Restrictions sur le verbe infinitif

En breton moderne, dans la plupart des dialectes, les verbes infinitifs peuvent s'auxilier avec le verbe ober, y compris lui-même (ober a ran X, /faire je fais X/ = 'je fais X'),

sauf les verbes bezañ, 'être' (*Bez(añ) a ran X pour 'je suis X'
et kaout/kavout, 'avoir' (*ka(v)out a ran X) pour 'je possède X'.


Cependant, le verbe 'avoir', basé sur le verbe 'être', peut se conjuguer avec l'auxiliaire ober (litt. /faire être Y à quelqu'un/ = 'quelqu'un avoir Y'), et ce sous sa forme analytique en vannetais ou sous sa forme synthétique à Quimperlé (kaout a ran un oto, D.L).

(2) hur bout a ramb nous avons
hé dout e ré elle avait
hag en devout e rehè m'anemisèd? est-ce que mes ennemis auraient...?
hou poud a ra vous avez (impersonnel)
Le Roux (1957) citant la Revue Celtique VIII:43, IX:265, XI:473.

Etymologie

La structure auxiliée avec ober est attestée dans de multiples écrits, et dans tous les dialectes.

(2) ferwet, ferwet, ferwet donet a rant.
fermez, fermez, fermez venir R font.3PL
'Fermez, fermez, fermez, ils viennent.'
Vannes 1398, noté dans Fleuriot (1997:26),(EC,t.11:146)

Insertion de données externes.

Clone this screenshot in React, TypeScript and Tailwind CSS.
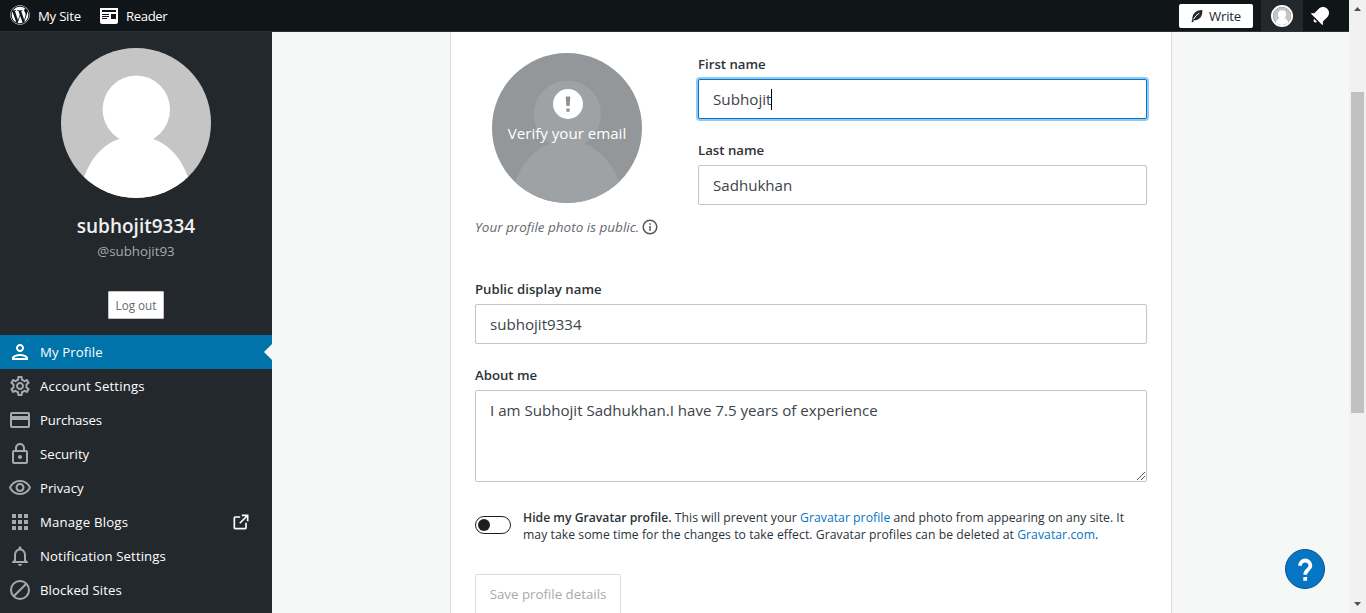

Leroux (1957:48), notant que les trois langues brittoniques présentent une telle conjugaison formée au moyen de l'infinitif et de l'auxiliaire 'faire', propose d'en faire remonter l'origine au brittonique commun. Comme les autres langues celtiques (gaéliques) n'ont pas cette construction, Leroux interroge une influence brittonique-latine pour la naissance de cette construction (cf. structure périphrastique en 'faire' en ancien français et latin).


Horizons comparatifs

La construction périphrastique avec l'auxiliaire 'faire' est productive en cornique et en moyen gallois (Leroux 1957:408). Elle n'apparait que dans des tournures restreintes en gallois moderne: au prétérit, au futur et à l'impératif (Leroux 1957, citant Anwyll).

Leroux (1957:48): "l'irlandais ignore cette construction, qui existe aussi, plus ou moins développée, dans d'autres langues, en particulier en français, en anglais et en allemand." Un auxiliaire 'faire' se trouve aussi en russe.

Ancien Français

Leroux (1957:48) fait remonter l'apparition de cette construction en français aux Formulaires et Capitulaires de Charlemagne. La construction viendrait d'un glissement en latin de:

domum aedificare facio, 'j'ai fait construire.[agentif] une maison'
à
domum aedificari facio, 'j'ai fait construire.[passif] une maison > j'ai fait qu'une maison soit construite > j'ai construit une maison.'

Fleuriot (1997:99-103) note aussi l'usage d'une structure à auxiliaire 'faire' en ancien français: "Dans certains cas, en ancien français, 'faire' suivi d'un infinitif n'a pas de sens factitif. "La périphrase équivaut alors à un verbe simple" (Ménard 1970:60§72). Il cite, entre autres: Or faites prendre cette épée pour 'Prenez donc cette épée'; ou Faites moi écouter pour l'impératif moderne 'Ecoutez'.

Français moderne

Une forme étrange existe en français, où le verbe faire semble avoir la même transparence sémantique que le verbe ober, 'faire' en breton. C'est la forme (ne) faire que INF, avec une lecture de focus contrastif obligatoire sur le conten lexical du verbe infinitif. Le sujet de faire et celui du verbe infinitif y sont obligatoirement coréférents.

(y) Elle (ne) fait que dormir de toute la journée!
Je lui fais pas le ménage, je (ne) fais que prendre ses commissions.
Vous (ne) faites que prendre la mouche, aussi!

Bibliographie

  • Corre, E. 2005. 'L’auxiliarité en anglais et en breton : Le cas de do et ober', Cercles, Occasional Papers Series 2, 27-52. PDF
  • Fleuriot, L. 1997. Notes lexicographiques et philologiques (langues celtiques), rééd. d'articles parus dans les Etudes Celtiques avec un index général établi par Gwennole Le Menn, Skol.
  • Ménard, P. 1970. Syntaxe de l'ancien français (Manuel de l'ancien français t.3), publié sous la direction d'Yves Lefêvre, Bordeaux, Sobodi.
  • Le Roux, P. 1957. Le Verbe breton (Morphologie, syntaxe), Rennes, Librairie Plihon / Paris, Librairie Champion.